Rabindra Sangeet (Bengali: রবীন্দ্রসঙ্গীত Robindro shonggit, Bengali pronunciation: [ɾobind̪ɾo ʃoŋɡit̪]), also known as Tagore Songs, are songs written and composed by Rabindranath Tagore. Tagore was a prolific composer with around 2,230 songs to his credit. The songs have distinctive characteristics in the music of Bengal, popular in India and Bangladesh. It is characterised by its distinctive rendition while singing which includes a significant amount of ornamentation like meend, murki, etc. and is filled with expressions of romanticism. The music is mostly based on Hindustani classical music and folk music of Bengal.
Rabindra Sangeet merges fluidly into Tagore's literature, most of which—poems or parts of novels, stories, or plays alike—were lyricised. Influenced by the thumri style of Hindustani music, they ran the entire gamut of human emotion, ranging from his early dirge-like Brahmo devotional hymns to quasi-erotic compositions. They emulated the tonal color of classical ragas to varying extents. Some songs mimicked a given raga's melody and rhythm faithfully; others newly blended elements of different ragas.
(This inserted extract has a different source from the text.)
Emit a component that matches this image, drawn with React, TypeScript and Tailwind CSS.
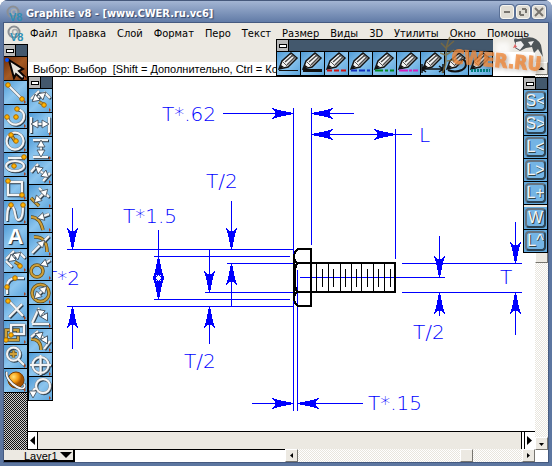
import type { ReactNode } from 'react';

const MENU = ['Файл', 'Правка', 'Слой', 'Формат', 'Перо', 'Текст', 'Размер', 'Виды', '3D', 'Утилиты', 'Окно', 'Помощь'];

type Point = [number, number];

interface Tool {
  name: string;
  line?: string;
  gold?: string;
  dots?: Point[];
  heads?: [number, number, number][];
  letter?: string;
  active?: boolean;
}

// heads are [x, y, angle], the angle being the direction the arrow points in
const DRAW_TOOLS: Tool[] = [
  { name: 'Select', active: true },
  { name: 'Line', line: 'M5 5L18 18', dots: [[4, 4], [18, 18]] },
  { name: 'Arc', line: 'M3 12A8.500 8.500 0 1 0 20 10Q19 5 13 4', dots: [[13, 4], [3, 12], [12, 12]] },
  { name: 'Circle', line: 'M2.500 12a8.500 8.500 0 1 0 17 0a8.500 8.500 0 1 0 -17 0', gold: 'M11 12L7 6', dots: [[12, 12], [7, 6]] },
  { name: 'Ellipse', line: 'M2 13a9 5 0 1 0 18 0a9 5 0 1 0 -18 0M4 5H20', dots: [[10, 13], [20, 4]] },
  { name: 'Rectangle', line: 'M4 5H18V18H4Z', dots: [[4, 4], [18, 18]] },
  { name: 'Spline', line: 'M3 20C3 9 4 5 7 5C12 5 10 19 14 19C18 19 19 14 19 5', dots: [[7, 4], [19, 4]] },
  { name: 'Text', letter: 'A' },
  { name: 'Dimension', line: 'M2 10L10 2M7 10L14 4M15 3L21 9M2 12L8 18', gold: 'M11 13L16 16', dots: [[16, 17]], heads: [[5, 12, 140], [16, 4, -40]] },
  { name: 'Fillet', line: 'M3 21V14Q3 5 12 5H20', dots: [[3, 14], [11, 5]] },
  { name: 'Trim', line: 'M5 4L19 19M18 7L5 20', dots: [[4, 4]] },
  { name: 'Transform', line: 'M7 4H20V13H7Z', gold: 'M2 9H14V19H2Z', dots: [[2, 19], [7, 14]] },
  { name: 'Zoom', line: 'M3 9a6.500 6.500 0 1 0 13 0a6.500 6.500 0 1 0 -13 0M14 14L20 20', gold: 'M6 9H13M9.500 5.500V12.500' },
  { name: 'Render' },
];

const DIMENSION_TOOLS: Tool[] = [
  { name: 'Smart dimension', line: 'M2 10L10 2M7 10L14 4M15 3L21 9', gold: 'M10 13L16 16', dots: [[15, 16]], heads: [[4, 12, 140], [16, 4, -40]] },
  { name: 'Horizontal', line: 'M2 4V20M20 4V20M7 11H15', heads: [[3, 11, 180], [19, 11, 0]] },
  { name: 'Vertical', line: 'M4 3H19M4 20H19M12 8V15', heads: [[12, 4, -90], [12, 19, 90]] },
  { name: 'Aligned', line: 'M2 11L9 3M14 20L21 12M10 9L15 13', heads: [[7, 6, -140], [19, 16, 40]] },
  { name: 'Perpendicular', line: 'M10 3L20 12M9 14L15 8', gold: 'M2 13L10 21', heads: [[6, 17, 135], [18, 5, -45]] },
  { name: 'Base line', line: 'M12 8L20 5', gold: 'M2 8Q11 8 14 21', heads: [[9, 9, 165]] },
  { name: 'Radial', line: 'M3 20L11 12M15 8L20 3', gold: 'M5 4Q18 3 18 19', heads: [[15, 8, -45]] },
  { name: 'Leader', line: 'M15 7L21 3', gold: 'M2 14a6 6 0 1 0 12 0a6 6 0 1 0 -12 0', heads: [[12, 8, 160]] },
  { name: 'Diameter', line: 'M9 14L14 9', gold: 'M3 12a8.500 8.500 0 1 0 17 0a8.500 8.500 0 1 0 -17 0', heads: [[6, 17, 135], [17, 6, -45]] },
  { name: 'Angular', line: 'M3 18L10 3M3 19H20M12 7L16 11', heads: [[9, 5, -140], [18, 15, 60]] },
  { name: 'Arc length', line: 'M2 8L9 2M15 20L21 12M11 6L16 10', gold: 'M2 10Q12 10 12 21', heads: [[7, 5, -160], [18, 14, 60]] },
  { name: 'Center mark', line: 'M3.500 12a8 8 0 1 0 16 0a8 8 0 1 0 -16 0M1 12H22M11.500 2V22' },
  { name: 'Balloon', line: 'M7 9a7 7 0 1 0 14 0a7 7 0 1 0 -14 0M8 11Q4 12 4 15', heads: [[4, 20, 90]] },
];

const PENS = [
  { name: 'Thin', stroke: '#111', width: 1, dash: '' },
  { name: 'Thick', stroke: '#111', width: 3, dash: '' },
  { name: 'Center', stroke: '#d01010', width: 2, dash: '5 2' },
  { name: 'Hidden', stroke: '#1030c0', width: 2, dash: '6 2' },
  { name: 'Phantom', stroke: '#008a20', width: 2, dash: '8 2 3 2' },
  { name: 'Cutting plane', stroke: '#d020c0', width: 2, dash: '9 1 3 1' },
  { name: 'Pen dimension', stroke: '#111', width: 2, dash: '' },
  { name: 'Pen curve', stroke: '#111', width: 2, dash: '' },
  { name: 'Construction', stroke: '#008080', width: 3, dash: '2 1' },
];

const VIEW_TOOLS = ['S<', 'S>', 'L<', 'L>', 'L+'];
const WORK_TOOLS = ['W', 'L^'];

function PaletteHeader() {
  return (
    <div className="flex h-3 shrink-0 border-b border-black bg-[#43586d]">
      <button aria-label="Collapse" className="flex w-3 items-center justify-center border-r border-black bg-[#b8b8b8]">
        <span className="h-1 w-2 border border-black bg-white" />
      </button>
    </div>
  );
}

function Glyph({ tool }: { tool: Tool }) {
  if (tool.active) {
    return (
      <>
        <path d="M5 3L19 12L15 14L21 20L18 22L12 17L10 21Z" fill="#e9e4dc" stroke="#0a0505" strokeWidth="2" />
        <circle cx="3" cy="3" r="2" fill="#0050ff" />
      </>
    );
  }
  if (tool.name === 'Render') {
    return (
      <>
        <circle cx="12" cy="11" r="8" fill="url(#planet)" stroke="#7a3c00" />
        <path d="M3 3C1 7 7 15 13 18S22 19 20 15" fill="none" stroke="#222" strokeWidth="3" />
        <path d="M3 3C1 7 7 15 13 18S22 19 20 15" fill="none" stroke="#f4f4f4" strokeWidth="2" />
      </>
    );
  }
  return (
    <g fill="none">
      {tool.gold && (
        <>
          <path d={tool.gold} stroke="#5b4a1c" strokeWidth="3.500" />
          <path d={tool.gold} stroke="#d0a038" strokeWidth="2" />
        </>
      )}
      {tool.line && (
        <>
          <path d={tool.line} stroke="#2b3b48" strokeWidth="2.500" transform="translate(1 1)" />
          <path d={tool.line} stroke="#7c8a95" strokeWidth="3" />
          <path d={tool.line} stroke="#f4f4f4" strokeWidth="2" />
        </>
      )}
      {tool.heads?.map(([x, y, angle]) => (
        <path
          key={`${x}-${y}`}
          d="M1 0L-6 -4V4Z"
          fill="#fff"
          stroke="#3a4855"
          strokeWidth=".8"
          transform={`translate(${x} ${y}) rotate(${angle})`}
        />
      ))}
      {tool.dots?.map(([x, y]) => (
        <circle key={`${x}-${y}`} cx={x} cy={y} r="2.300" fill="#ffb400" stroke="#a86a08" />
      ))}
    </g>
  );
}

function ToolButton({ tool }: { tool: Tool }) {
  return (
    <button
      aria-label={tool.name}
      className={`h-6 w-full shrink-0 overflow-hidden border-b border-black ${
        tool.active
          ? 'bg-linear-to-br from-[#6b2c0c] via-[#a55a24] to-[#7c3812]'
          : 'bg-linear-to-br from-[#4f9bd6] via-[#8cc5ee] to-[#5ba5dc]'
      }`}
    >
      {tool.letter ? (
        <span className="block font-['Liberation_Sans'] text-[22px] leading-[22px] font-bold text-white [text-shadow:1px_1px_1px_#123]">
          {tool.letter}
        </span>
      ) : (
        <svg viewBox="0 0 23 23" className="block h-[23px] w-[23px]">
          <Glyph tool={tool} />
          <path d="M20 19L22 21L20 23Z" fill="#a8431c" />
        </svg>
      )}
    </button>
  );
}

function PenButton({ pen }: { pen: (typeof PENS)[number] }) {
  return (
    <button
      aria-label={pen.name}
      className="h-6 w-6 border-r border-b border-black bg-linear-to-br from-[#4f9bd6] via-[#8cc5ee] to-[#5ba5dc]"
    >
      <svg viewBox="0 0 23 23" className="block h-[23px] w-[23px]">
        <path d="M2 17L5 9L14 1L20 6L11 15Z" fill="#f3f3f3" stroke="#141414" strokeWidth="1.500" />
        <path d="M8 10L16 3M10 13L18 5" stroke="#4a4a4a" strokeWidth="1.500" />
        <path d="M5 9L11 15M13 2L19 7" stroke="#555" />
        <path d="M2 17L4 13L7 15Z" fill="#111" />
        {pen.name === 'Pen dimension' ? (
          <path d="M1 12V21M22 12V21M1 17H22M5 14L1 17L5 20M18 14L22 17L18 20" fill="none" stroke="#111" strokeWidth="1.500" />
        ) : pen.name === 'Pen curve' ? (
          <path d="M3 18Q10 21 17 18C24 14 20 5 16 9" fill="none" stroke="#111" strokeWidth="2" />
        ) : (
          <path d="M2 18.500H21" stroke={pen.stroke} strokeWidth={pen.width} strokeDasharray={pen.dash || undefined} />
        )}
      </svg>
    </button>
  );
}

function ViewButton({ label }: { label: string }) {
  return (
    <button className="h-[23px] w-full shrink-0 border-b border-black bg-[#63a9dc] p-px">
      <span className="flex h-5 items-center justify-center overflow-hidden rounded-sm border-2 border-[#66737f] border-r-[#2c4252] border-b-[#2c4252] bg-[#74b4e4] font-['Liberation_Sans'] text-[16px] leading-4 text-[#f3f3f3] [text-shadow:1px_1px_0_#344]">
        {label}
      </span>
    </button>
  );
}

function ScrollButton({ label, d }: { label: string; d: string }) {
  return (
    <button
      aria-label={label}
      className="h-[13px] w-[13px] shrink-0 border border-white border-r-[#77756f] border-b-[#77756f] bg-[#ece9e2]"
    >
      <svg viewBox="0 0 11 11" className="block h-[11px] w-[11px]">
        <path d={d} />
      </svg>
    </button>
  );
}

function CaptionButton({ label, children }: { label: string; children: ReactNode }) {
  return (
    <button
      aria-label={label}
      className="h-[14px] w-[14px] rounded-[3px] border border-[#f7f5ef] bg-[#dfdcd4] text-[#77746e] shadow-[0_0_0_1px_#5a7096]"
    >
      <svg viewBox="0 0 12 12" className="block h-3 w-3" fill="none" stroke="currentColor" strokeWidth="2">
        {children}
      </svg>
    </button>
  );
}

function Logo({ className }: { className: string }) {
  return (
    <svg viewBox="0 0 18 18" className={className}>
      <circle cx="7" cy="7" r="5.500" fill="none" stroke="#8b8f94" strokeWidth="2" />
      <circle cx="8" cy="7" r="2.500" fill="none" stroke="#a9adb0" strokeWidth="1.500" />
      <text x="3" y="16" fontFamily="Liberation Sans" fontSize="11" fontWeight="bold" fill="#2f8fb5">
        V8
      </text>
    </svg>
  );
}

const HEADS: [number, number, number][] = [
  [293, 113, 180], [311, 113, 0], [311, 134, 0], [395, 134, 180],
  [72, 249, -90], [231, 249, -90], [231, 263, 90], [209, 292, -90],
  [209, 306, 90], [72, 306, 90], [158, 256, 90], [158, 299, -90],
  [293, 403, 180], [297, 403, 0], [439, 277, -90], [439, 292, 90],
  [515, 263, -90], [515, 292, 90],
];

const LABELS: [string, number, number][] = [
  ['T*.62', 162, 121], ['L', 419, 142], ['T/2', 206, 188], ['T*1.5', 123, 223],
  ['T*2', 45, 285], ['T/2', 184, 368], ['T/2', 413, 339], ['T', 500, 284], ['T*.15', 368, 410],
];

function BoltDrawing() {
  return (
    <svg viewBox="28 77 506 354" className="block h-[354px] w-[506px] max-w-none">
      <g transform="translate(.5 .5)" shapeRendering="crispEdges" fill="none" stroke="#00f">
        <path d="M222 113H293M311 113H353M311 134H411M293 107V410M311 107V244M395 128V258" />
        <path d="M66 249H293M153 256H289M226 263H293M204 292H293M153 299H289M66 306H293" />
        <path d="M72 207V249M72 306V348M158 229V299M231 200V249M231 263V306M209 249V292M209 306V343" />
        <path d="M297 269V410M251 403H293M297 403H362M299 277H444M401 263H521M401 292H521" />
        <path d="M439 235V277M439 292V315M515 221V263M515 292V334" />
        {HEADS.map(([x, y, angle], i) => (
          <path
            key={i}
            d="M1 0L5 -1L15 -3L21 -5L18 -2V2L21 5L15 3L5 1Z"
            fill="#00f"
            transform={`translate(${x} ${y}) rotate(${angle})`}
          />
        ))}
        <path d="M158 274L162 277.500L158 281L154 277.500Z" fill="#fff" />
      </g>
      <g shapeRendering="crispEdges" fill="none" stroke="#000">
        <path
          d="M311 249V306H298L295 303L294 299V256L295 252L298 249ZM294 259L297 263H395V292H297L294 296M297 263L295 269V286L297 292"
          strokeWidth="2"
        />
        <path d="M316.500 263V292M328.500 263V292M340.500 263V292M351.500 263V292M361.500 263V292M373.500 263V292M384.500 263V292" />
        <path d="M322.500 269V287M333.500 269V287M345.500 269V287M356.500 269V287M367.500 269V287M378.500 269V287M390.500 269V287" />
      </g>
      <g fill="#00f" fontFamily="'DejaVu Sans Light', 'DejaVu Sans', sans-serif" fontWeight="200" fontSize="20">
        {LABELS.map(([text, x, y]) => (
          <text key={`${x}-${y}`} x={x} y={y}>
            {text}
          </text>
        ))}
      </g>
    </svg>
  );
}

function Watermark() {
  return (
    <div className="pointer-events-none absolute top-3 right-1 z-20">
      <svg viewBox="0 0 104 42" className="h-[42px] w-[104px]">
        <defs>
          <filter id="soft" x="-20%" y="-20%" width="140%" height="140%">
            <feGaussianBlur stdDeviation="2" />
          </filter>
        </defs>
        <rect x="56" y="7" width="14" height="16" rx="3" fill="#fff" opacity=".7" filter="url(#soft)" />
        <g
          fontFamily="'Liberation Sans Narrow', 'DejaVu Sans Condensed', sans-serif"
          fontSize="19"
          fontWeight="bold"
          transform="rotate(5 12 28)"
        >
          <text x="13" y="30" fill="#3d2b1c" opacity=".45" filter="url(#soft)">
            CWER.RU
          </text>
          <text x="11" y="28" fill="#f08a3c" stroke="#f08a3c" opacity=".8">
            CWER.RU
          </text>
        </g>
        <path d="M2 38C10 27 2 15 10 2M6 13L1 8M7 12L14 6M5 20L0 18M6 20L14 15M7 26L14 25" fill="none" stroke="#806b3b" strokeWidth="1.500" opacity=".8" />
        <path d="M75 8Q72 2 78 4L84 3Q96 0 101 10L103 22L98 14L94 18L92 12L86 13L80 16L75 13Z" fill="#333b40" opacity=".85" />
        <path d="M76 7L81 6L84 10L80 15L75 12ZM88 7L94 6L91 11Z" fill="#eee" />
        <path d="M75 9L77 12L73 13Z" fill="#e06060" />
      </svg>
    </div>
  );
}

export default function App() {
  return (
    <div className="flex h-screen flex-col overflow-hidden rounded-t-lg bg-[#5c76a0] font-['DejaVu_Sans_Condensed','DejaVu_Sans',sans-serif] text-black">
      <svg className="absolute h-0 w-0">
        <defs>
          <radialGradient id="planet" cx=".35" cy=".3">
            <stop offset="0" stopColor="#ffe27a" />
            <stop offset=".6" stopColor="#f59a10" />
            <stop offset="1" stopColor="#a65400" />
          </radialGradient>
        </defs>
      </svg>
      <header className="flex h-[23px] shrink-0 items-center border-t border-[#46597c] bg-linear-to-b from-[#a3b5d3] to-[#5f79a5] pr-[6px] pl-[6px]">
        <Logo className="mt-1 h-[18px] w-[18px]" />
        <h1 className="ml-[2px] flex-1 pt-1 text-[11px] leading-5 font-bold whitespace-nowrap text-white [text-shadow:1px_1px_1px_#33476b]">
          Graphite v8 - [www.CWER.ru.vc6]
        </h1>
        <div className="flex gap-[2px]">
          <CaptionButton label="Minimize">
            <path d="M3 6H9" />
          </CaptionButton>
          <CaptionButton label="Restore">
            <path d="M3 9V5M3 9H7M9 3H5M9 3V7" />
          </CaptionButton>
          <CaptionButton label="Close">
            <path d="M2 2L10 10M10 2L2 10" />
          </CaptionButton>
        </div>
      </header>

      <main className="relative mx-1 mb-1 flex min-h-0 flex-1 flex-col bg-[#ece9e2] shadow-[0_0_0_1px_#455a80]">
        <nav className="flex h-[21px] shrink-0 items-center gap-[11px] pl-[3px] text-[11px]">
          <Logo className="-mr-[6px] h-[18px] w-[18px] shrink-0" />
          {MENU.map((item) => (
            <button key={item} className="leading-4 whitespace-nowrap">
              {item}
            </button>
          ))}
        </nav>

        <div className="flex min-h-0 flex-1">
          <aside className="flex w-6 shrink-0 flex-col overflow-hidden border-t border-r border-black bg-[repeating-conic-gradient(#111_0_25%,#ccc_0_50%)] bg-[length:2px_2px]">
            <PaletteHeader />
            {DRAW_TOOLS.map((tool) => (
              <ToolButton key={tool.name} tool={tool} />
            ))}
          </aside>

          <section className="flex min-w-0 flex-1 flex-col">
            <div className="flex h-[18px] shrink-0 items-end justify-end">
              <div className="h-[10px] w-10 bg-white" />
            </div>
            <p className="h-[15px] shrink-0 overflow-hidden border-b border-black bg-white pl-[5px] font-['Liberation_Sans',sans-serif] text-[11px] leading-[14px] whitespace-pre">
              {'Выбор: Выбор  [Shift = Дополнительно, Ctrl = Контекст]'}
            </p>
            <div className="relative min-h-0 flex-1 overflow-hidden bg-white">
              <BoltDrawing />
              <div className="absolute top-0 left-0 flex w-[25px] flex-col border-r border-l border-black">
                <PaletteHeader />
                {DIMENSION_TOOLS.map((tool) => (
                  <ToolButton key={tool.name} tool={tool} />
                ))}
              </div>
            </div>
            <div className="flex h-[19px] shrink-0 border-t border-b border-black">
              <button aria-label="Previous view" className="w-[10px] border-r border-black bg-white">
                <svg viewBox="0 0 9 17" className="block h-[17px] w-[9px]">
                  <path d="M7 4V13L2 8.500Z" />
                </svg>
              </button>
              <div className="flex-1" />
              <div className="w-1 border-r border-l border-black bg-white" />
              <button aria-label="Next view" className="w-[10px] bg-white">
                <svg viewBox="0 0 10 17" className="block h-[17px] w-[10px]">
                  <path d="M2 4V13L7 8.500Z" />
                </svg>
              </button>
            </div>
          </section>

          <div className="mt-[18px] flex w-[13px] shrink-0 flex-col bg-[repeating-conic-gradient(#fff_0_25%,#e9e6de_0_50%)] bg-[length:2px_2px]">
            <ScrollButton label="Scroll up" d="M2 7H9L5.500 4Z" />
            <div className="flex-1" />
            <div className="h-[13px] border border-white border-r-[#77756f] border-b-[#77756f] bg-[#ece9e2]" />
            <div className="flex-1" />
            <ScrollButton label="Scroll down" d="M3 5H8L5.500 8Z" />
          </div>
        </div>

        <footer className="flex h-3 shrink-0 bg-white">
          <div className="relative w-[71px] shrink-0 border-r-2 border-b-2 border-black bg-[#ece9e2]">
            <select
              aria-label="Layer"
              className="block h-[10px] w-full appearance-none overflow-hidden pl-5 font-['Liberation_Sans',sans-serif] text-[11px] leading-[12px] outline-none"
            >
              <option>Layer1</option>
            </select>
            <svg viewBox="0 0 12 6" className="pointer-events-none absolute top-[2px] right-[1px] h-[6px] w-3">
              <path d="M0 0H12L6 6Z" />
            </svg>
          </div>
          <div className="flex-1" />
          <div className="-mt-px flex w-[46%] bg-[repeating-conic-gradient(#fff_0_25%,#e9e6de_0_50%)] bg-[length:2px_2px]">
            <ScrollButton label="Scroll left" d="M7 3V8L4 5.500Z" />
            <div className="flex-1" />
            <div className="mr-[49px] w-[13px] border border-white border-r-[#77756f] border-b-[#77756f] bg-[#ece9e2]" />
            <ScrollButton label="Scroll right" d="M4 3V8L7 5.500Z" />
          </div>
          <div className="w-[13px] shrink-0" />
        </footer>

        <div className="absolute top-4 right-[55px] z-10 border-t border-l border-black">
          <PaletteHeader />
          <div className="flex">
            {PENS.map((pen) => (
              <PenButton key={pen.name} pen={pen} />
            ))}
          </div>
        </div>

        <div className="absolute top-[54px] right-0 z-10 flex w-[25px] flex-col border border-b-0 border-black">
          <PaletteHeader />
          {VIEW_TOOLS.map((label) => (
            <ViewButton key={label} label={label} />
          ))}
          <div className="h-[2px] bg-[#ece9e2]" />
          {WORK_TOOLS.map((label) => (
            <ViewButton key={label} label={label} />
          ))}
        </div>

        <Watermark />
      </main>
    </div>
  );
}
Yet about nine-tenths of his work was not bhanga gaan, the body of tunes revamped with "fresh value" from select Western, Hindustani, Bengali folk and other regional flavours "external" to Tagore's own ancestral culture. Scholars have attempted to gauge the emotive force and range of Hindustani ragas:
the pathos of the purabi raga reminded Tagore of the evening tears of a lonely widow, while kanara was the confused realization of a nocturnal wanderer who had lost his way. In bhupali he seemed to hear a voice in the wind saying 'stop and come hither'.Paraj conveyed to him the deep slumber that overtook one at night's end.